De ce qui précède, prenons à témoin tous les ivoiriens et le monde entier : qu’arrive t-il lorsque des autorités, imbus de leur pouvoir méprisent les aspirations de ceux qui ne sont pas de leur bord ? Quand personne ne veut entendre raison ? Les ivoiriens sont devant l’histoire, leur histoire. Le reste du monde les regarde. Il leur appartient à eux et à eux seuls de décider de l’avenir de leur pays. Comme toujours aux grands rendez-vous de l’histoire, il y a un choix à faire. Pour la Côte d’Ivoire, il s’agit du choix de la liberté, de la paix et de la prospérité ou celui de la soumission et de l’anarchie.
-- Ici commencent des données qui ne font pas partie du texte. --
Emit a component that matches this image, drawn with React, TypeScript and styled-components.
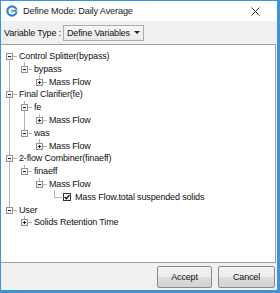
import React from 'react';
import styled, { createGlobalStyle } from 'styled-components';

const GlobalStyle = createGlobalStyle`
  html, body {
    margin: 0;
    padding: 0;
    background: #ffffff;
  }
  * {
    box-sizing: border-box;
  }
`;

const INDENT = 15;
const ROW_H = 12.8;

type Node = {
  label: string;
  expanded?: boolean;
  checkbox?: boolean;
  children?: Node[];
};

const tree: Node[] = [
  {
    label: 'Control Splitter(bypass)',
    expanded: true,
    children: [{ label: 'bypass', expanded: true, children: [{ label: 'Mass Flow', children: [{ label: 'x' }] }] }],
  },
  {
    label: 'Final Clarifier(fe)',
    expanded: true,
    children: [
      { label: 'fe', expanded: true, children: [{ label: 'Mass Flow', children: [{ label: 'x' }] }] },
      { label: 'was', expanded: true, children: [{ label: 'Mass Flow', children: [{ label: 'x' }] }] },
    ],
  },
  {
    label: '2-flow Combiner(finaeff)',
    expanded: true,
    children: [
      {
        label: 'finaeff',
        expanded: true,
        children: [
          {
            label: 'Mass Flow',
            expanded: true,
            children: [{ label: 'Mass Flow.total suspended solids', checkbox: true }],
          },
        ],
      },
    ],
  },
  {
    label: 'User',
    expanded: true,
    children: [{ label: 'Solids Retention Time', children: [{ label: 'x' }] }],
  },
];

type Row = {
  node: Node;
  guides: boolean[];
  isLast: boolean;
  isFirstRoot: boolean;
};

const flatten = (nodes: Node[], guides: boolean[], out: Row[]) => {
  nodes.forEach((node, i) => {
    const isLast = i === nodes.length - 1;
    out.push({ node, guides, isLast, isFirstRoot: guides.length === 0 && i === 0 });
    if (node.expanded && node.children) {
      flatten(node.children, [...guides, !isLast], out);
    }
  });
  return out;
};

const Window = styled.div`
  width: 280px;
  height: 293px;
  display: flex;
  flex-direction: column;
  background: #f0f0f0;
  border: 1px solid #3c95dc;
  border-right-width: 3px;
  border-bottom-width: 3px;
  font-family: 'Segoe UI', 'Liberation Sans', Arial, sans-serif;
  font-size: 9px;
  letter-spacing: -0.15px;
  color: #111;
`;

const TitleBar = styled.div`
  height: 20px;
  flex: none;
  display: flex;
  align-items: center;
  background: #ffffff;
  padding-left: 5px;
  padding-right: 17px;
  gap: 5px;
`;

const TitleText = styled.span`
  flex: 1;
  font-size: 9.2px;
  color: #222;
`;

const Toolbar = styled.div`
  height: 23px;
  flex: none;
  display: flex;
  align-items: center;
  gap: 2px;
  padding-left: 3px;
`;

const Select = styled.div`
  width: 81px;
  height: 16px;
  display: flex;
  align-items: center;
  justify-content: space-between;
  padding: 0 3px 0 3px;
  border: 1px solid #acacac;
  background: linear-gradient(#f7f7f7, #e9e9e9);
`;

const Arrow = styled.span`
  width: 0;
  height: 0;
  border-left: 3px solid transparent;
  border-right: 3px solid transparent;
  border-top: 3px solid #222;
`;

const TreeBox = styled.div`
  flex: 1;
  background: #ffffff;
  border-top: 1px solid #a0a0a0;
  border-right: 1px solid #a0a0a0;
  border-bottom: 1px solid #a0a0a0;
  margin-right: 1px;
  padding: 4.6px 0 0 1px;
`;

const TreeRow = styled.div`
  height: ${ROW_H}px;
  display: flex;
  align-items: stretch;
`;

const Guide = styled.div<{ $line: boolean }>`
  width: ${INDENT}px;
  flex: none;
  position: relative;
  &::before {
    content: '';
    display: ${({ $line }) => ($line ? 'block' : 'none')};
    position: absolute;
    left: 7px;
    top: 0;
    bottom: 0;
    border-left: 1px solid #b4b4b4;
  }
`;

const Connector = styled.div<{ $top: boolean; $bottom: boolean }>`
  width: ${INDENT}px;
  flex: none;
  position: relative;
  &::before {
    content: '';
    position: absolute;
    left: 7px;
    top: ${({ $top }) => ($top ? '0' : '50%')};
    bottom: ${({ $bottom }) => ($bottom ? '0' : '50%')};
    border-left: 1px solid #b4b4b4;
  }
  &::after {
    content: '';
    position: absolute;
    left: 7px;
    right: 0;
    top: 50%;
    border-top: 1px solid #b4b4b4;
  }
`;

const Expander = styled.div<{ $open: boolean }>`
  position: absolute;
  z-index: 1;
  left: 4px;
  top: calc(50% - 3px);
  width: 7px;
  height: 7px;
  border: 1px solid #939393;
  background: linear-gradient(#ffffff, #e8e8e8);
  &::before {
    content: '';
    position: absolute;
    left: 1px;
    right: 1px;
    top: 2px;
    border-top: 1px solid #222;
  }
  &::after {
    content: '';
    display: ${({ $open }) => ($open ? 'none' : 'block')};
    position: absolute;
    top: 1px;
    bottom: 1px;
    left: 2px;
    border-left: 1px solid #222;
  }
`;

const CheckBox = styled.div`
  width: 8px;
  height: 8px;
  flex: none;
  align-self: center;
  margin-left: 1px;
  border: 1px solid #333;
  background: #fff;
  display: flex;
  align-items: center;
  justify-content: center;
`;

const Label = styled.span`
  display: flex;
  align-items: center;
  padding-left: 2px;
  white-space: nowrap;
`;

const CheckLabel = styled(Label)`
  padding-left: 4px;
`;

const Footer = styled.div`
  height: 27px;
  flex: none;
  display: flex;
  align-items: center;
  justify-content: flex-end;
  gap: 6px;
  padding-right: 2px;
`;

const Button = styled.button<{ $w: number }>`
  width: ${({ $w }) => $w}px;
  height: 22px;
  padding: 0;
  border: 1px solid #8a8a8a;
  border-radius: 2px;
  background: linear-gradient(#f4f4f4 0%, #ececec 50%, #dddddd 51%, #d2d2d2 100%);
  font-family: inherit;
  font-size: 9px;
  letter-spacing: -0.15px;
  color: #111;
`;

const AppIcon = () => (
  <svg width="12" height="12" viewBox="0 0 12 12">
    <circle cx="6" cy="6" r="4.6" fill="none" stroke="#2f7fd0" strokeWidth="2.2" />
    <rect x="6" y="4.6" width="5.5" height="2.4" fill="#ffffff" />
    <path d="M6.5 5.8 H10.6" stroke="#555" strokeWidth="1.4" />
    <circle cx="6" cy="6" r="1.6" fill="#8fb8e0" />
  </svg>
);

const CloseIcon = () => (
  <svg width="9" height="9" viewBox="0 0 9 9">
    <path d="M0.5 0.5 L8.5 8.5 M8.5 0.5 L0.5 8.5" stroke="#333" strokeWidth="1" />
  </svg>
);

const Check = () => (
  <svg width="6" height="6" viewBox="0 0 7 7">
    <path d="M0.8 3.6 L2.7 5.5 L6.3 1.3" fill="none" stroke="#111" strokeWidth="1.6" />
  </svg>
);

const App: React.FC = () => {
  const rows = flatten(tree, [], []);

  return (
    <>
      <GlobalStyle />
      <Window>
        <TitleBar>
          <AppIcon />
          <TitleText>Define Mode: Daily Average</TitleText>
          <CloseIcon />
        </TitleBar>
        <Toolbar>
          <span>Variable Type :</span>
          <Select>
            <span>Define Variables</span>
            <Arrow />
          </Select>
        </Toolbar>
        <TreeBox>
          {rows.map((row, i) => (
            <TreeRow key={i}>
              {row.guides.map((g, j) => (
                <Guide key={j} $line={g} />
              ))}
              <Connector $top={!row.isFirstRoot} $bottom={!row.isLast}>
                {row.node.children && !row.node.checkbox && <Expander $open={!!row.node.expanded} />}
              </Connector>
              {row.node.checkbox ? (
                <>
                  <CheckBox>
                    <Check />
                  </CheckBox>
                  <CheckLabel>{row.node.label}</CheckLabel>
                </>
              ) : (
                <Label>{row.node.label}</Label>
              )}
            </TreeRow>
          ))}
        </TreeBox>
        <Footer>
          <Button $w={55}>Accept</Button>
          <Button $w={57}>Cancel</Button>
        </Footer>
      </Window>
    </>
  );
};

export default App;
De toute évidence, il leur revient de faire l’économie des vies en privilégiant le dialogue qui dit-on, est l’arme des forts et non de ceux qui, se faisant appeler ‘’braves’’, font appel aux colons au moindre bruit, incapables de prendre eux-mêmes une quelconque décision courageuse et responsable. La Côte d’Ivoire, ce pays cher aux ivoiriens, mérite mieux que des aventuriers sans aucune culture politique et de sens élevé de l’intérêt du peuple, du peuple ivoirien. Laurent Gbagbo et tous ses collaborateurs doivent être libérés. Le faire, c’est justement faire preuve d’un sens élevé de l’intérêt national, pour un début de solution à cette crise inique que vit la Côte d’Ivoire. Ne pas le faire, c’est maintenir le pays dans une atmosphère délétère et son cortège d’évènements tumultueux et imprévisibles. Chaque ivoirien en est prévenu.